Given information:
⁂
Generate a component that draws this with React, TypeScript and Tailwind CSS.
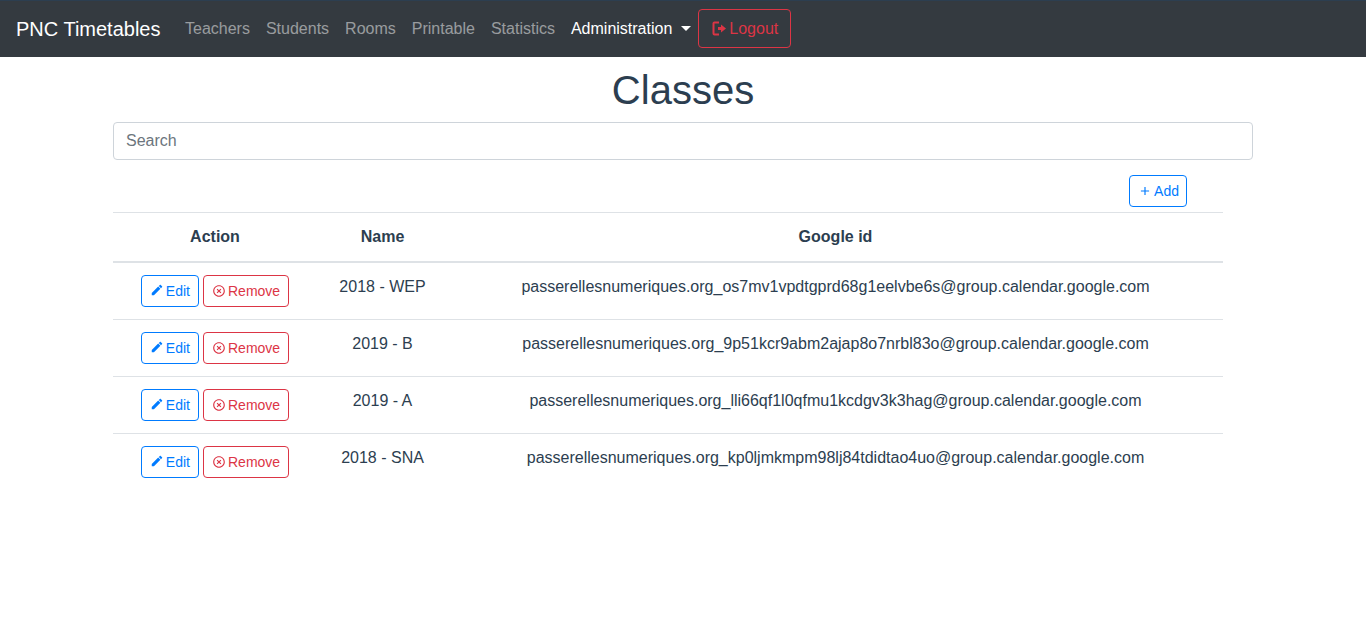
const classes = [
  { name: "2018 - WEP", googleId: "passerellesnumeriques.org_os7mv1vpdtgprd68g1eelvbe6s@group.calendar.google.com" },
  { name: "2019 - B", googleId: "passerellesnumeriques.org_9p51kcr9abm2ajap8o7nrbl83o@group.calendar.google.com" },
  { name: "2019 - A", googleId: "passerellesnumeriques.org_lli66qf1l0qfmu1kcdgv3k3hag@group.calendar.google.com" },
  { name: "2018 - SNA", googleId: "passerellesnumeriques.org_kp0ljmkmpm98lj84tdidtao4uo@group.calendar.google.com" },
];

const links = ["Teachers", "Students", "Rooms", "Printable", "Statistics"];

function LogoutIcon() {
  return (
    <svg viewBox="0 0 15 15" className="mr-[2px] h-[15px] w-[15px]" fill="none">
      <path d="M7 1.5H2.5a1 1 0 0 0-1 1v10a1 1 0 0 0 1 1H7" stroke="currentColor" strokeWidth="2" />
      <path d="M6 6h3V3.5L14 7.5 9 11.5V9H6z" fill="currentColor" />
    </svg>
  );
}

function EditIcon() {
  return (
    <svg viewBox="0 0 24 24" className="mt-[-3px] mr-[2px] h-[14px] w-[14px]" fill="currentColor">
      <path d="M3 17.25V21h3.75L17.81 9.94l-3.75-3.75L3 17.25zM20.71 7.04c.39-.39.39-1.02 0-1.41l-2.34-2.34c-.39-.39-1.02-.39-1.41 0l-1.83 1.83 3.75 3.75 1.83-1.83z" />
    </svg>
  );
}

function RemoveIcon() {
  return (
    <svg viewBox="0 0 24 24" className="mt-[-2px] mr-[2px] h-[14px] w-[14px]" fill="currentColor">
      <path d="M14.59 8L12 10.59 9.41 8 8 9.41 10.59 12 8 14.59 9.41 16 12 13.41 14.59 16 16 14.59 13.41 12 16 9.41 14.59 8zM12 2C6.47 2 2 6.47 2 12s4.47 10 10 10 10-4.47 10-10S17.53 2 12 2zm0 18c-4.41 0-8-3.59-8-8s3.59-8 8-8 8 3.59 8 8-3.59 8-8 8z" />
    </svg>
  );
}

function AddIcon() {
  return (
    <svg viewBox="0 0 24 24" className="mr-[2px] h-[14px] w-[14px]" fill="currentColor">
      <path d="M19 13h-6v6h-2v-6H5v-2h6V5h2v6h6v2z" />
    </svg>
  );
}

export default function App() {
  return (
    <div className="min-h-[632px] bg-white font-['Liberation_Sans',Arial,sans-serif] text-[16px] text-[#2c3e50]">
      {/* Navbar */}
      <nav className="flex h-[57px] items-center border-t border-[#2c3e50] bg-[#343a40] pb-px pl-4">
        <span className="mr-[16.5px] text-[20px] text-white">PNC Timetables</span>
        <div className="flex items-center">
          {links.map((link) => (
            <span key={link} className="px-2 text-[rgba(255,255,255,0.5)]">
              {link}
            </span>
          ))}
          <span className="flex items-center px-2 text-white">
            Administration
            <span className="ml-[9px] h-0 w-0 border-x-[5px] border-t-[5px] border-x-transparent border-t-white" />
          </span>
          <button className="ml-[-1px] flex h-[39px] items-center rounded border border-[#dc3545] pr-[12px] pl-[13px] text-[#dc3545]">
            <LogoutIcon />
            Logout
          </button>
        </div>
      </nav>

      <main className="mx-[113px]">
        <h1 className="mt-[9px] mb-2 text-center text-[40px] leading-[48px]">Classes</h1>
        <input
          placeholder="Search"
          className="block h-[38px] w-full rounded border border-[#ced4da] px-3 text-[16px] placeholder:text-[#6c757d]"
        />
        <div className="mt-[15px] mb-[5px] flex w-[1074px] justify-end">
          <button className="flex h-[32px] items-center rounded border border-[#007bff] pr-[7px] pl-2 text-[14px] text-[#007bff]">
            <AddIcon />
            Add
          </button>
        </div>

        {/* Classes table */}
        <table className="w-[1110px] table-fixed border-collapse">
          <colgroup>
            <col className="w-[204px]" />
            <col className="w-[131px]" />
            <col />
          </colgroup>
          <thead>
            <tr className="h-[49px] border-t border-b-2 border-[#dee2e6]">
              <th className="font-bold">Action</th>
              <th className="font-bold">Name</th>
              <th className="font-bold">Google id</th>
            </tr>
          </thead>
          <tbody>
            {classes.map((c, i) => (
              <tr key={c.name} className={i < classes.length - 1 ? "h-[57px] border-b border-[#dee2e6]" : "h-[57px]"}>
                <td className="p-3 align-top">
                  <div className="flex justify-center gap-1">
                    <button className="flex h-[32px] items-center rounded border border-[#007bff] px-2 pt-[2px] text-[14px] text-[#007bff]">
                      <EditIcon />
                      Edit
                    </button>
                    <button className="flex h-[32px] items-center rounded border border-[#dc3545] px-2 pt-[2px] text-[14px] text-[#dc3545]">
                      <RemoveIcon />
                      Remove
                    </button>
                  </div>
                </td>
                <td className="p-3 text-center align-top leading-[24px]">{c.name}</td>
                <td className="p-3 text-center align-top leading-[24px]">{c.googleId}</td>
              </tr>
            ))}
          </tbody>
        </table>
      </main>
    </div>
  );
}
⁂
Task:
Copy out every line of the material above exactly, skipping the pictures.

Response:
Generate a component that draws this with React, TypeScript and Tailwind CSS.
const classes = [
  { name: "2018 - WEP", googleId: "passerellesnumeriques.org_os7mv1vpdtgprd68g1eelvbe6s@group.calendar.google.com" },
  { name: "2019 - B", googleId: "passerellesnumeriques.org_9p51kcr9abm2ajap8o7nrbl83o@group.calendar.google.com" },
  { name: "2019 - A", googleId: "passerellesnumeriques.org_lli66qf1l0qfmu1kcdgv3k3hag@group.calendar.google.com" },
  { name: "2018 - SNA", googleId: "passerellesnumeriques.org_kp0ljmkmpm98lj84tdidtao4uo@group.calendar.google.com" },
];

const links = ["Teachers", "Students", "Rooms", "Printable", "Statistics"];

function LogoutIcon() {
  return (
    <svg viewBox="0 0 15 15" className="mr-[2px] h-[15px] w-[15px]" fill="none">
      <path d="M7 1.5H2.5a1 1 0 0 0-1 1v10a1 1 0 0 0 1 1H7" stroke="currentColor" strokeWidth="2" />
      <path d="M6 6h3V3.5L14 7.5 9 11.5V9H6z" fill="currentColor" />
    </svg>
  );
}

function EditIcon() {
  return (
    <svg viewBox="0 0 24 24" className="mt-[-3px] mr-[2px] h-[14px] w-[14px]" fill="currentColor">
      <path d="M3 17.25V21h3.75L17.81 9.94l-3.75-3.75L3 17.25zM20.71 7.04c.39-.39.39-1.02 0-1.41l-2.34-2.34c-.39-.39-1.02-.39-1.41 0l-1.83 1.83 3.75 3.75 1.83-1.83z" />
    </svg>
  );
}

function RemoveIcon() {
  return (
    <svg viewBox="0 0 24 24" className="mt-[-2px] mr-[2px] h-[14px] w-[14px]" fill="currentColor">
      <path d="M14.59 8L12 10.59 9.41 8 8 9.41 10.59 12 8 14.59 9.41 16 12 13.41 14.59 16 16 14.59 13.41 12 16 9.41 14.59 8zM12 2C6.47 2 2 6.47 2 12s4.47 10 10 10 10-4.47 10-10S17.53 2 12 2zm0 18c-4.41 0-8-3.59-8-8s3.59-8 8-8 8 3.59 8 8-3.59 8-8 8z" />
    </svg>
  );
}

function AddIcon() {
  return (
    <svg viewBox="0 0 24 24" className="mr-[2px] h-[14px] w-[14px]" fill="currentColor">
      <path d="M19 13h-6v6h-2v-6H5v-2h6V5h2v6h6v2z" />
    </svg>
  );
}

export default function App() {
  return (
    <div className="min-h-[632px] bg-white font-['Liberation_Sans',Arial,sans-serif] text-[16px] text-[#2c3e50]">
      {/* Navbar */}
      <nav className="flex h-[57px] items-center border-t border-[#2c3e50] bg-[#343a40] pb-px pl-4">
        <span className="mr-[16.5px] text-[20px] text-white">PNC Timetables</span>
        <div className="flex items-center">
          {links.map((link) => (
            <span key={link} className="px-2 text-[rgba(255,255,255,0.5)]">
              {link}
            </span>
          ))}
          <span className="flex items-center px-2 text-white">
            Administration
            <span className="ml-[9px] h-0 w-0 border-x-[5px] border-t-[5px] border-x-transparent border-t-white" />
          </span>
          <button className="ml-[-1px] flex h-[39px] items-center rounded border border-[#dc3545] pr-[12px] pl-[13px] text-[#dc3545]">
            <LogoutIcon />
            Logout
          </button>
        </div>
      </nav>

      <main className="mx-[113px]">
        <h1 className="mt-[9px] mb-2 text-center text-[40px] leading-[48px]">Classes</h1>
        <input
          placeholder="Search"
          className="block h-[38px] w-full rounded border border-[#ced4da] px-3 text-[16px] placeholder:text-[#6c757d]"
        />
        <div className="mt-[15px] mb-[5px] flex w-[1074px] justify-end">
          <button className="flex h-[32px] items-center rounded border border-[#007bff] pr-[7px] pl-2 text-[14px] text-[#007bff]">
            <AddIcon />
            Add
          </button>
        </div>

        {/* Classes table */}
        <table className="w-[1110px] table-fixed border-collapse">
          <colgroup>
            <col className="w-[204px]" />
            <col className="w-[131px]" />
            <col />
          </colgroup>
          <thead>
            <tr className="h-[49px] border-t border-b-2 border-[#dee2e6]">
              <th className="font-bold">Action</th>
              <th className="font-bold">Name</th>
              <th className="font-bold">Google id</th>
            </tr>
          </thead>
          <tbody>
            {classes.map((c, i) => (
              <tr key={c.name} className={i < classes.length - 1 ? "h-[57px] border-b border-[#dee2e6]" : "h-[57px]"}>
                <td className="p-3 align-top">
                  <div className="flex justify-center gap-1">
                    <button className="flex h-[32px] items-center rounded border border-[#007bff] px-2 pt-[2px] text-[14px] text-[#007bff]">
                      <EditIcon />
                      Edit
                    </button>
                    <button className="flex h-[32px] items-center rounded border border-[#dc3545] px-2 pt-[2px] text-[14px] text-[#dc3545]">
                      <RemoveIcon />
                      Remove
                    </button>
                  </div>
                </td>
                <td className="p-3 text-center align-top leading-[24px]">{c.name}</td>
                <td className="p-3 text-center align-top leading-[24px]">{c.googleId}</td>
              </tr>
            ))}
          </tbody>
        </table>
      </main>
    </div>
  );
}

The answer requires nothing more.